Inequality constant in Papa Rudin

The following inequality appears in Rudin's Real and Complex Analysis, 3ed, in the proof of ($f$) in Theorem 9.2 (Fourier Transforms): if $x\in\mathbb{R}$ and $\phi(x,u):= (e^{-ixu} - 1)/u$ then $|\phi(x,u)|\le |x|$ for all real $u\ne 0$. It seems to me that this is incorrect and that the inequality should read "$\le 2|x|$". Can anyone please clarify?

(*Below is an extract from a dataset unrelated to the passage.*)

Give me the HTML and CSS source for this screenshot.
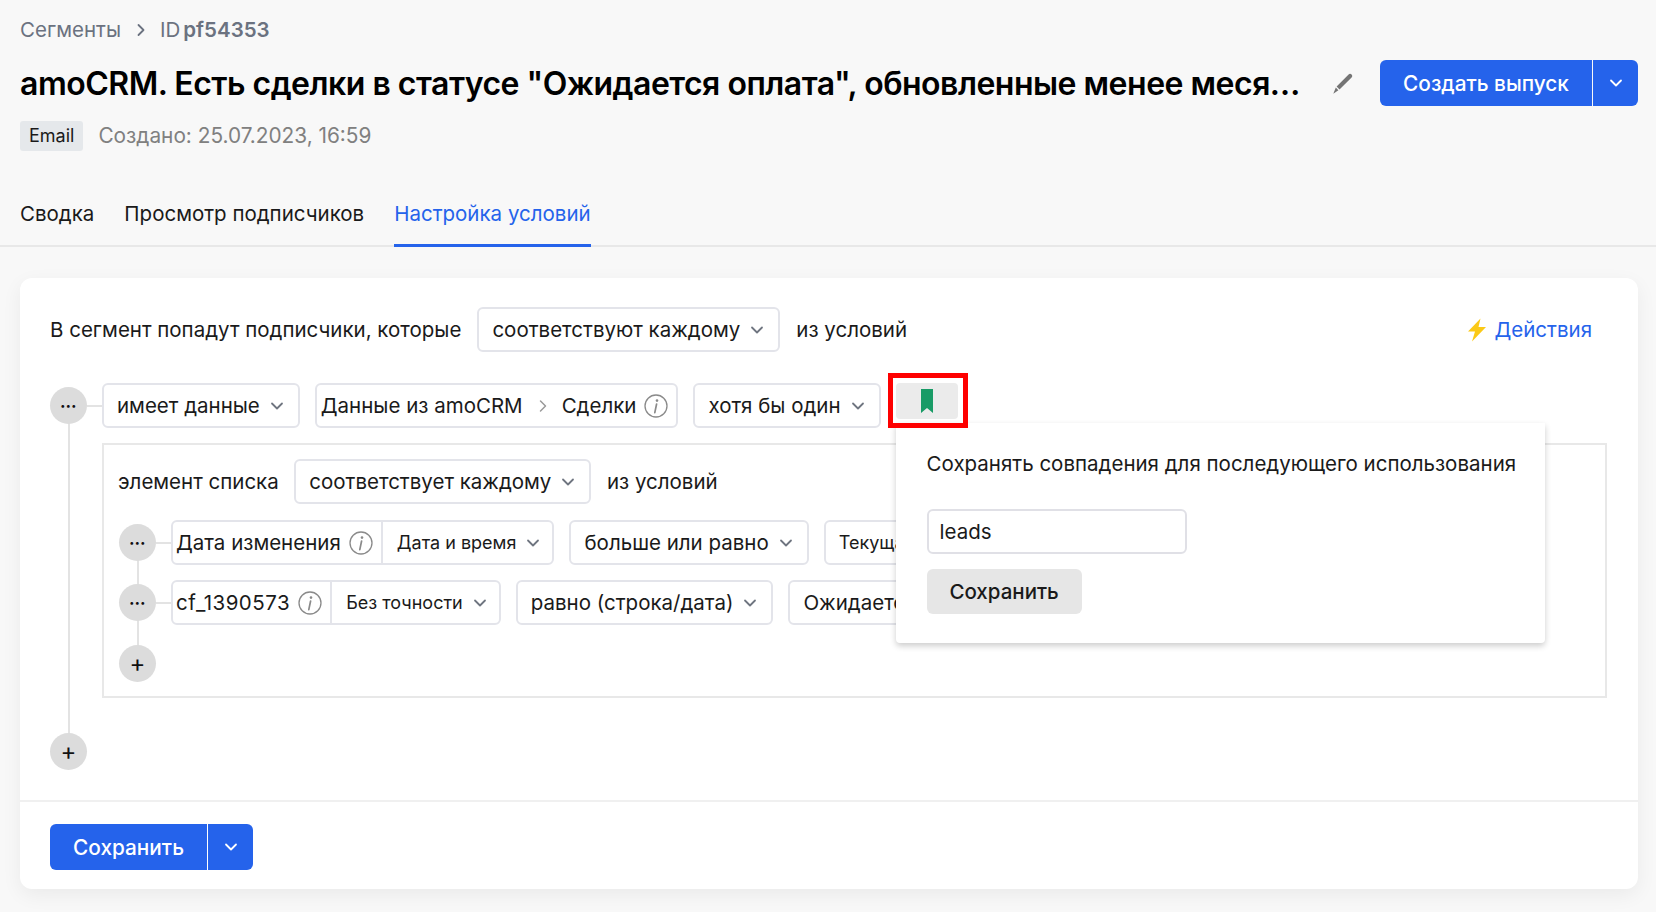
FILE: index.html
```html
<!DOCTYPE html>
<html lang="ru">
<head>
    <meta charset="UTF-8">
    <meta name="viewport" content="width=device-width, initial-scale=1.0">
    <title>Сегмент pf54353</title>
    <link rel="stylesheet" href="styles.css">
</head>
<body>
    <svg class="icon-defs" width="0" height="0" aria-hidden="true">
        <symbol id="chevron" viewBox="0 0 14 14"><path d="M2 4.5 7 9.5 12 4.5" fill="none" stroke="currentColor" stroke-width="1.8" stroke-linecap="round" stroke-linejoin="round"/></symbol>
        <symbol id="info" viewBox="0 0 24 24"><circle cx="12" cy="12" r="11" fill="none" stroke="currentColor" stroke-width="1.3"/><circle cx="13" cy="6.6" r="1.3" fill="currentColor"/><path d="M12.6 10 10.8 18.6" fill="none" stroke="currentColor" stroke-width="1.7" stroke-linecap="round"/></symbol>
    </svg>

    <header class="page-header">
        <nav class="crumbs">
            <span>Сегменты</span>
            <svg class="crumb-sep" viewBox="0 0 10 14"><path d="M2.5 2 7.5 7 2.5 12" fill="none" stroke="currentColor" stroke-width="1.8" stroke-linecap="round" stroke-linejoin="round"/></svg>
            <span class="crumb-id">ID</span><b>pf54353</b>
        </nav>

        <div class="title-row">
            <h1>amoCRM. Есть сделки в статусе "Ожидается оплата", обновленные менее месяца назад и не закрытые</h1>
            <svg class="edit-icon" viewBox="0 0 21 21"><path d="M15.6 1.4c.9-.9 2.2-.8 3 0s.9 2.200 0 3L6.500 16.500 3.600 13.400Z M2.800 14.600 5.400 17.300 0.300 20.800Z" fill="#757575"/></svg>
            <div class="split-btn">
                <button class="btn-main">Создать выпуск</button>
                <button class="btn-arrow"><svg class="chev"><use href="#chevron"/></svg></button>
            </div>
        </div>

        <div class="meta-row">
            <span class="tag">Email</span>
            <span class="created">Создано: 25.07.2023, 16:59</span>
        </div>

        <div class="tabs">
            <a>Сводка</a>
            <a>Просмотр подписчиков</a>
            <a class="active">Настройка условий</a>
        </div>
    </header>

    <main class="card">
        <div class="card-body">
            <div class="top-row">
                <span>В сегмент попадут подписчики, которые</span>
                <div class="select">соответствуют каждому <svg class="chev"><use href="#chevron"/></svg></div>
                <span>из условий</span>
                <a class="actions">
                    <svg class="bolt" viewBox="0 0 20 24"><path d="M13.500 0.500 1 13.500h7L5 23.500 19 9h-7.500Z" fill="#fbc916"/></svg>
                    Действия
                </a>
            </div>

            <div class="tree">
                <div class="cond-row">
                    <span class="dots">•••</span>
                    <div class="select">имеет данные <svg class="chev"><use href="#chevron"/></svg></div>
                    <div class="field">
                        Данные из amoCRM
                        <svg class="path-sep" viewBox="0 0 10 14"><path d="M2.500 2 7.500 7 2.500 12" fill="none" stroke="currentColor" stroke-width="1.500" stroke-linecap="round" stroke-linejoin="round"/></svg>
                        Сделки
                        <svg class="info"><use href="#info"/></svg>
                    </div>
                    <div class="select">хотя бы один <svg class="chev"><use href="#chevron"/></svg></div>

                    <div class="bookmark-wrap">
                        <button class="bookmark">
                            <svg viewBox="0 0 12 24" width="12" height="24"><path d="M0 0H12V24L6 19 0 24Z" fill="#189b66"/></svg>
                        </button>
                        <span class="red-box"></span>
                        <div class="popover">
                            <p>Сохранять совпадения для последующего использования</p>
                            <input class="pop-input" type="text" value="leads">
                            <button class="pop-save">Сохранить</button>
                        </div>
                    </div>
                </div>

                <div class="nested">
                    <div class="nested-head">
                        <span>элемент списка</span>
                        <div class="select">соответствует каждому <svg class="chev"><use href="#chevron"/></svg></div>
                        <span>из условий</span>
                    </div>
                    <div class="tree tree-inner">
                        <div class="cond-row">
                            <span class="dots">•••</span>
                            <div class="combo">
                                <div class="combo-name">Дата изменения <svg class="info"><use href="#info"/></svg></div>
                                <div class="combo-type">Дата и время <svg class="chev"><use href="#chevron"/></svg></div>
                            </div>
                            <div class="select">больше или равно <svg class="chev"><use href="#chevron"/></svg></div>
                            <div class="select select-small">Текущая дата</div>
                        </div>
                        <div class="cond-row">
                            <span class="dots">•••</span>
                            <div class="combo">
                                <div class="combo-name combo-id">cf_1390573 <svg class="info"><use href="#info"/></svg></div>
                                <div class="combo-type">Без точности <svg class="chev"><use href="#chevron"/></svg></div>
                            </div>
                            <div class="select">равно (строка/дата) <svg class="chev"><use href="#chevron"/></svg></div>
                            <div class="select">Ожидается оплата</div>
                        </div>
                        <span class="plus plus-inner">+</span>
                    </div>
                </div>

                <span class="plus plus-outer">+</span>
            </div>
        </div>

        <div class="card-foot">
            <div class="split-btn">
                <button class="btn-main">Сохранить</button>
                <button class="btn-arrow"><svg class="chev"><use href="#chevron"/></svg></button>
            </div>
        </div>
    </main>
</body>
</html>
```

FILE: styles.css
```css
/* General */
* {
    box-sizing: border-box;
}

html, body {
    height: 912px;
    overflow: hidden;
}

body {
    margin: 0;
    background: #f8f8f8;
    color: #1a1a1a;
    font-family: "Inter", "Liberation Sans", sans-serif;
    font-size: 20.5px;
    line-height: 30px;
}

.icon-defs {
    position: absolute;
}

.chev {
    width: 14px;
    height: 14px;
    color: #6f7580;
    flex: none;
}

.info {
    width: 24px;
    height: 24px;
    color: #8a8a8a;
    flex: none;
}

/* Header */
.page-header {
    padding-top: 15px;
}

.crumbs {
    display: flex;
    align-items: center;
    padding-left: 20px;
    color: #6b7280;
}

.crumb-sep {
    width: 10px;
    height: 14px;
    margin: 0 14px 0 15px;
}

.crumb-id {
    margin-right: 3px;
}

.crumbs b {
    font-weight: 600;
}

.title-row {
    display: flex;
    align-items: center;
    margin-top: 15px;
    padding: 0 18px 0 20px;
}

.title-row h1 {
    flex: 1;
    min-width: 0;
    margin: 0;
    font-size: 32px;
    line-height: 45px;
    font-weight: 600;
    letter-spacing: -0.5px;
    color: #000;
    white-space: nowrap;
    overflow: hidden;
    text-overflow: ellipsis;
}

.edit-icon {
    width: 21px;
    height: 21px;
    margin: 0 26px 0 28px;
    flex: none;
}

.split-btn {
    display: flex;
    height: 46px;
    flex: none;
}

.split-btn button {
    border: none;
    background: #2563eb;
    color: #fff;
    font: 500 20.8px "Inter", sans-serif;
}

.btn-main {
    width: 212px;
    border-radius: 6px 0 0 6px;
}

.btn-arrow {
    width: 45px;
    margin-left: 1px;
    border-radius: 0 6px 6px 0;
    display: flex;
    align-items: center;
    justify-content: center;
}

.btn-arrow .chev {
    color: #fff;
}

.meta-row {
    display: flex;
    align-items: center;
    gap: 15px;
    margin-top: 15px;
    padding-left: 20px;
}

.tag {
    height: 30px;
    padding: 0 9px;
    background: #e5e8eb;
    border-radius: 3px;
    font-size: 18px;
}

.created {
    color: #808080;
    font-size: 20.8px;
}

/* Tabs */
.tabs {
    display: flex;
    gap: 30px;
    margin-top: 33px;
    padding-left: 20px;
    height: 63px;
    border-bottom: 2px solid #e8e8e8;
}

.tabs a {
    height: 63px;
    padding-top: 15px;
    color: #1a1a1a;
}

.tabs a.active {
    color: #2563eb;
    border-bottom: 3px solid #2563eb;
}

/* Card */
.card {
    margin: 31px 18px 0 20px;
    height: 611px;
    background: #fff;
    border-radius: 12px;
    box-shadow: 0 6px 20px rgba(0, 0, 0, 0.06);
}

.card-body {
    padding: 29px 31px 30px 30px;
}

.top-row {
    display: flex;
    align-items: center;
    gap: 16px;
}

.select {
    display: flex;
    align-items: center;
    justify-content: space-between;
    gap: 10px;
    height: 45px;
    padding: 0 14px 0 13px;
    flex: none;
    background: #fff;
    border: 2px solid #e3e4ea;
    border-radius: 6px;
    white-space: nowrap;
}

.actions {
    display: flex;
    align-items: center;
    gap: 7px;
    margin-left: auto;
    margin-right: 15px;
    color: #2563eb;
}

.bolt {
    width: 20px;
    height: 24px;
}

/* Condition tree */
.tree {
    position: relative;
    margin-top: 31px;
}

.tree::before {
    content: "";
    position: absolute;
    left: 18px;
    top: 22px;
    bottom: 20px;
    width: 2px;
    background: #e3e3e3;
}

.cond-row {
    position: relative;
    display: flex;
    align-items: center;
    gap: 15px;
}

.dots,
.plus {
    position: relative;
    width: 37px;
    height: 37px;
    flex: none;
    display: flex;
    align-items: center;
    justify-content: center;
    background: #dcdcdc;
    border-radius: 50%;
    color: #111;
}

.dots {
    font-size: 9px;
    letter-spacing: 0.5px;
}

.dots::after {
    content: "";
    position: absolute;
    left: 37px;
    top: 18px;
    width: 15px;
    height: 2px;
    background: #e3e3e3;
}

.plus {
    font-size: 24px;
}

.plus-outer {
    margin-top: 35px;
}

.field {
    display: flex;
    align-items: center;
    height: 45px;
    padding: 0 8px 0 4px;
    background: #fff;
    border: 2px solid #e3e4ea;
    border-radius: 6px;
    white-space: nowrap;
}

.path-sep {
    width: 10px;
    height: 14px;
    margin: 0 14px 0 15px;
    color: #9a9a9a;
}

.field .info {
    margin-left: 8px;
}

/* Bookmark + popover */
.bookmark-wrap {
    position: relative;
    align-self: flex-start;
}

.bookmark {
    display: flex;
    align-items: center;
    justify-content: center;
    width: 62px;
    height: 36px;
    padding: 0;
    border: none;
    border-radius: 4px;
    background: #ebebeb;
}

.red-box {
    position: absolute;
    left: -8px;
    top: -10px;
    z-index: 3;
    width: 80px;
    height: 55px;
    border: 5px solid #fe0000;
}

.popover {
    position: absolute;
    left: 0;
    top: 40px;
    z-index: 2;
    width: 649px;
    height: 220px;
    padding: 26px 31px;
    background: #fff;
    border-radius: 0 0 4px 4px;
    box-shadow: 0 3px 6px rgba(0, 0, 0, 0.2);
}

.popover p {
    margin: 0 0 30px;
    white-space: nowrap;
}

.pop-input {
    display: block;
    width: 260px;
    height: 45px;
    padding: 0 11px;
    border: 2px solid #e0e0e6;
    border-radius: 6px;
    font: 20.5px "Inter", sans-serif;
    color: #1a1a1a;
}

.pop-save {
    display: block;
    width: 155px;
    height: 45px;
    margin-top: 15px;
    border: none;
    border-radius: 6px;
    background: #e6e6e6;
    font: 500 20.5px "Inter", sans-serif;
    color: #1a1a1a;
}

/* Nested group */
.nested {
    margin: 15px 0 0 52px;
    padding: 14px 14px 14px;
    border: 2px solid #e8e8e8;
}

.nested-head {
    display: flex;
    align-items: center;
    gap: 15.5px;
}

.tree-inner {
    margin: 16px 0 0 1px;
    display: flex;
    flex-direction: column;
    gap: 15px;
}

.combo {
    display: flex;
    height: 45px;
    border: 2px solid #e3e4ea;
    border-radius: 6px;
    flex: none;
}

.combo-name {
    display: flex;
    align-items: center;
    gap: 8px;
    padding: 0 8px 0 3px;
    border-right: 2px solid #e3e4ea;
    white-space: nowrap;
}

.combo-id {
    letter-spacing: 0.5px;
}

.combo-type {
    display: flex;
    align-items: center;
    gap: 10px;
    padding: 0 12px 0 14px;
    font-size: 18px;
    white-space: nowrap;
}

.select-small {
    font-size: 18px;
}

.plus-inner {
    margin-top: 5px;
}

/* Footer */
.card-foot {
    padding: 22px 30px 21px;
    border-top: 2px solid #f0f0f0;
}

.card-foot .btn-main {
    width: 157px;
}
```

If $x\neq0$ then we have the following: \begin{align}\lvert\phi(x,u)\rvert&=\left|\frac{e^{-ixu}-1}{u}\right|=\frac{\lvert e^{-ixu}-1\rvert}{\lvert u\rvert}\\ &=\frac{\lvert 1-e^{ixu}\rvert}{\lvert u\rvert}=\frac{\lvert(1-\cos(xu))-i\sin(xu)\rvert}{\lvert u\rvert}\\ &=\frac{\sqrt{(1-\cos(xu))^{2}+\sin^{2}(xu)}}{\lvert u\rvert}=\frac{\sqrt{2-2\cos(xu)}}{\lvert u\rvert}\\ &=\sqrt{2}\frac{\sqrt{1-\cos(xu)}}{\lvert u\rvert}=2\frac{\sqrt{\frac{1-\cos(xu)}{2}}}{\lvert u\rvert}=2\frac{\lvert\sin(\frac{xu}{2})\rvert}{\lvert u\rvert}\\&=\lvert x\rvert\frac{\lvert\sin(\frac{xu}{2})\rvert}{\lvert\frac{xu}{2}\rvert}\le\lvert x\rvert \end{align}.
If $x=0$ then $\phi(0,u)=0$ so $\vert\phi(0,u)\rvert\le0$. In both cases we have $\lvert\phi(x,u)\rvert\le\lvert x\rvert$.
$$\left| \frac{e^{-ixu}-1}{u} \right|=\left| \int_0^x e^{-itu}dt \right|\le\int_0^{|x|} |e^{-itu}|dt=|x|.$$